INSTRUCTIONS FOR THE TASK: Do not copy the pictures; transcribe all other material exactly.

::::::::

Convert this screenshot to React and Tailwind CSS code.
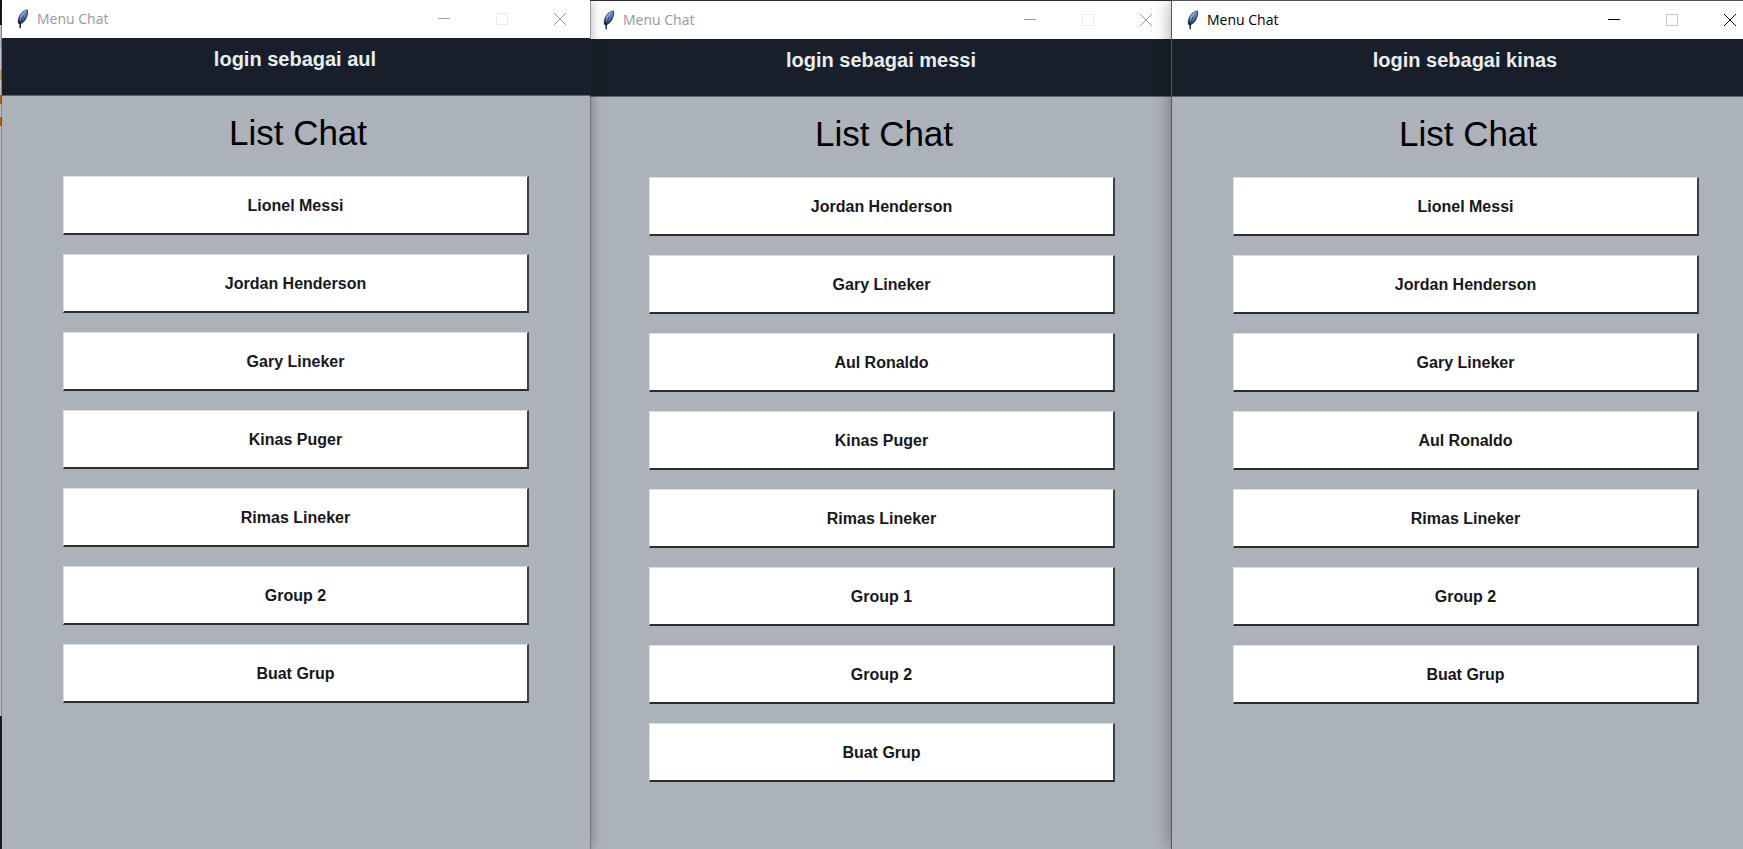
import React from "react";

const WINDOWS = [
  {
    user: "aul",
    active: false,
    place: "z-20",
    chats: ["Lionel Messi", "Jordan Henderson", "Gary Lineker", "Kinas Puger", "Rimas Lineker", "Group 2", "Buat Grup"],
  },
  {
    user: "messi",
    active: false,
    place: "z-10 mt-px -ml-0.5",
    chats: ["Jordan Henderson", "Gary Lineker", "Aul Ronaldo", "Kinas Puger", "Rimas Lineker", "Group 1", "Group 2", "Buat Grup"],
  },
  {
    user: "kinas",
    active: true,
    place: "z-30 mt-px -ml-1",
    chats: ["Lionel Messi", "Jordan Henderson", "Gary Lineker", "Aul Ronaldo", "Rimas Lineker", "Group 2", "Buat Grup"],
  },
];

function Feather() {
  return (
    <svg width="12" height="20" viewBox="0 0 12 20" aria-hidden="true">
      <path d="M10.7 0.4C7.6 0.4 4.4 3 2.4 6.4C0.7 9.4 0.3 12.4 1.2 14.8L3.2 15.6C6.8 14 9.6 10.6 10.6 6.6C11.1 4.4 11.2 2 10.7 0.4Z" fill="#3c434c" />
      <path d="M9.9 1.6C7.4 2.2 4.8 5 3.2 8C2.1 10 1.9 11.8 2.2 13.6C5.2 12 8.5 8.6 9.7 5.2C10.1 3.8 10.2 2.6 9.9 1.6Z" fill="#4f86cd" />
      <path d="M9.4 1.8C7 2.6 4.8 5.2 3.4 8.2" fill="none" stroke="#a4b4c8" strokeWidth="1.3" />
      <path d="M6.4 7.4C4.8 10 3.8 12 3.2 14.4" fill="none" stroke="#1b2c48" strokeWidth="0.9" />
      <path d="M1.6 11.4L3.4 14.2M3.2 13.4V19.2" fill="none" stroke="#14181e" strokeWidth="1.4" />
    </svg>
  );
}

function TitleBar({ active }) {
  const control = "flex h-full w-[58px] items-center justify-center";
  return (
    <div className={`flex h-[38px] items-center bg-white pr-px pl-[15px] ${active ? "text-black" : "text-[#999999]"}`}>
      <Feather />
      <span className="ml-2 flex-1 font-['Open_Sans',sans-serif] text-[14px] leading-5">Menu Chat</span>
      <button type="button" aria-label="Minimize" className={control}>
        <svg width="12" height="12" viewBox="0 0 12 12" shapeRendering="crispEdges">
          <rect x="0" y="5" width="12" height="1" fill="currentColor" />
        </svg>
      </button>
      <button type="button" aria-label="Maximize" disabled className={`${control} ${active ? "text-[#cccccc]" : "text-[#ebebeb]"}`}>
        <svg width="12" height="12" viewBox="0 0 12 12" shapeRendering="crispEdges">
          <path d="M0.5 0.5H11.5V11.5H0.5Z" fill="none" stroke="currentColor" />
        </svg>
      </button>
      <button type="button" aria-label="Close" className={control}>
        <svg width="12" height="12" viewBox="0 0 12 12">
          <path d="M0 0L12 12M12 0L0 12" stroke="currentColor" />
        </svg>
      </button>
    </div>
  );
}

function ChatWindow({ user, active, place, chats }) {
  return (
    <section
      className={`relative flex min-w-0 flex-1 flex-col bg-[#abb2b9] ${place} ${
        active ? "shadow-[0_0_0_1px_#55585b,0_0_18px_rgba(0,0,0,0.4)]" : "shadow-[0_0_0_1px_rgba(60,60,64,0.4),0_0_12px_rgba(0,0,0,0.35)]"
      }`}
    >
      <TitleBar active={active} />
      <header className="h-[58px] border-b border-[#5d636b] bg-[#17202a] pt-[9px] pr-0.5 text-center text-[20px] leading-6 font-bold text-[#eaecee]">
        login sebagai {user}
      </header>
      <main className="flex flex-1 flex-col px-[61px] pt-[15px]">
        <h1 className="mb-[21px] pl-1 text-center text-[35px] leading-[44px] text-black">List Chat</h1>
        <ul className="flex flex-col gap-[19px]">
          {chats.map((chat) => (
            <li key={chat} className="flex">
              <button
                type="button"
                className="h-[59px] flex-1 border-t border-r-2 border-b-2 border-l border-t-[#dcdfe2] border-r-[#3d4043] border-b-[#2c2c2e] border-l-[#dcdfe2] bg-white pt-0.5 text-[16px] leading-6 font-bold text-[#17171c]"
              >
                {chat}
              </button>
            </li>
          ))}
        </ul>
      </main>
    </section>
  );
}

function DesktopEdge() {
  return (
    <div className="flex w-0.5 shrink-0 flex-col bg-[#dcdcdc]" aria-hidden="true">
      <div className="h-[25px] bg-[#111111]" />
      <div className="mt-4 h-[7px] bg-[#b5d3ea]" />
      <div className="mt-[22px] h-[10px] bg-[#dfae7c]" />
      <div className="mt-[15px] h-[9px] bg-[#c77516]" />
      <div className="mt-[13px] h-[9px] bg-[#c77516]" />
      <div className="mt-[590px] flex-1 bg-[#18181a]" />
    </div>
  );
}

export default function App() {
  return (
    <div className="flex min-h-screen overflow-hidden bg-[#2d2b2e] font-['Liberation_Sans',Arial,sans-serif]">
      <DesktopEdge />
      <div className="-mr-[17px] flex min-w-0 flex-1">
        {WINDOWS.map((w) => (
          <ChatWindow key={w.user} {...w} />
        ))}
      </div>
    </div>
  );
}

::::::::

TASK OUTPUT:
Convert this screenshot to React and Tailwind CSS code.
import React from "react";

const WINDOWS = [
  {
    user: "aul",
    active: false,
    place: "z-20",
    chats: ["Lionel Messi", "Jordan Henderson", "Gary Lineker", "Kinas Puger", "Rimas Lineker", "Group 2", "Buat Grup"],
  },
  {
    user: "messi",
    active: false,
    place: "z-10 mt-px -ml-0.5",
    chats: ["Jordan Henderson", "Gary Lineker", "Aul Ronaldo", "Kinas Puger", "Rimas Lineker", "Group 1", "Group 2", "Buat Grup"],
  },
  {
    user: "kinas",
    active: true,
    place: "z-30 mt-px -ml-1",
    chats: ["Lionel Messi", "Jordan Henderson", "Gary Lineker", "Aul Ronaldo", "Rimas Lineker", "Group 2", "Buat Grup"],
  },
];

function Feather() {
  return (
    <svg width="12" height="20" viewBox="0 0 12 20" aria-hidden="true">
      <path d="M10.7 0.4C7.6 0.4 4.4 3 2.4 6.4C0.7 9.4 0.3 12.4 1.2 14.8L3.2 15.6C6.8 14 9.6 10.6 10.6 6.6C11.1 4.4 11.2 2 10.7 0.4Z" fill="#3c434c" />
      <path d="M9.9 1.6C7.4 2.2 4.8 5 3.2 8C2.1 10 1.9 11.8 2.2 13.6C5.2 12 8.5 8.6 9.7 5.2C10.1 3.8 10.2 2.6 9.9 1.6Z" fill="#4f86cd" />
      <path d="M9.4 1.8C7 2.6 4.8 5.2 3.4 8.2" fill="none" stroke="#a4b4c8" strokeWidth="1.3" />
      <path d="M6.4 7.4C4.8 10 3.8 12 3.2 14.4" fill="none" stroke="#1b2c48" strokeWidth="0.9" />
      <path d="M1.6 11.4L3.4 14.2M3.2 13.4V19.2" fill="none" stroke="#14181e" strokeWidth="1.4" />
    </svg>
  );
}

function TitleBar({ active }) {
  const control = "flex h-full w-[58px] items-center justify-center";
  return (
    <div className={`flex h-[38px] items-center bg-white pr-px pl-[15px] ${active ? "text-black" : "text-[#999999]"}`}>
      <Feather />
      <span className="ml-2 flex-1 font-['Open_Sans',sans-serif] text-[14px] leading-5">Menu Chat</span>
      <button type="button" aria-label="Minimize" className={control}>
        <svg width="12" height="12" viewBox="0 0 12 12" shapeRendering="crispEdges">
          <rect x="0" y="5" width="12" height="1" fill="currentColor" />
        </svg>
      </button>
      <button type="button" aria-label="Maximize" disabled className={`${control} ${active ? "text-[#cccccc]" : "text-[#ebebeb]"}`}>
        <svg width="12" height="12" viewBox="0 0 12 12" shapeRendering="crispEdges">
          <path d="M0.5 0.5H11.5V11.5H0.5Z" fill="none" stroke="currentColor" />
        </svg>
      </button>
      <button type="button" aria-label="Close" className={control}>
        <svg width="12" height="12" viewBox="0 0 12 12">
          <path d="M0 0L12 12M12 0L0 12" stroke="currentColor" />
        </svg>
      </button>
    </div>
  );
}

function ChatWindow({ user, active, place, chats }) {
  return (
    <section
      className={`relative flex min-w-0 flex-1 flex-col bg-[#abb2b9] ${place} ${
        active ? "shadow-[0_0_0_1px_#55585b,0_0_18px_rgba(0,0,0,0.4)]" : "shadow-[0_0_0_1px_rgba(60,60,64,0.4),0_0_12px_rgba(0,0,0,0.35)]"
      }`}
    >
      <TitleBar active={active} />
      <header className="h-[58px] border-b border-[#5d636b] bg-[#17202a] pt-[9px] pr-0.5 text-center text-[20px] leading-6 font-bold text-[#eaecee]">
        login sebagai {user}
      </header>
      <main className="flex flex-1 flex-col px-[61px] pt-[15px]">
        <h1 className="mb-[21px] pl-1 text-center text-[35px] leading-[44px] text-black">List Chat</h1>
        <ul className="flex flex-col gap-[19px]">
          {chats.map((chat) => (
            <li key={chat} className="flex">
              <button
                type="button"
                className="h-[59px] flex-1 border-t border-r-2 border-b-2 border-l border-t-[#dcdfe2] border-r-[#3d4043] border-b-[#2c2c2e] border-l-[#dcdfe2] bg-white pt-0.5 text-[16px] leading-6 font-bold text-[#17171c]"
              >
                {chat}
              </button>
            </li>
          ))}
        </ul>
      </main>
    </section>
  );
}

function DesktopEdge() {
  return (
    <div className="flex w-0.5 shrink-0 flex-col bg-[#dcdcdc]" aria-hidden="true">
      <div className="h-[25px] bg-[#111111]" />
      <div className="mt-4 h-[7px] bg-[#b5d3ea]" />
      <div className="mt-[22px] h-[10px] bg-[#dfae7c]" />
      <div className="mt-[15px] h-[9px] bg-[#c77516]" />
      <div className="mt-[13px] h-[9px] bg-[#c77516]" />
      <div className="mt-[590px] flex-1 bg-[#18181a]" />
    </div>
  );
}

export default function App() {
  return (
    <div className="flex min-h-screen overflow-hidden bg-[#2d2b2e] font-['Liberation_Sans',Arial,sans-serif]">
      <DesktopEdge />
      <div className="-mr-[17px] flex min-w-0 flex-1">
        {WINDOWS.map((w) => (
          <ChatWindow key={w.user} {...w} />
        ))}
      </div>
    </div>
  );
}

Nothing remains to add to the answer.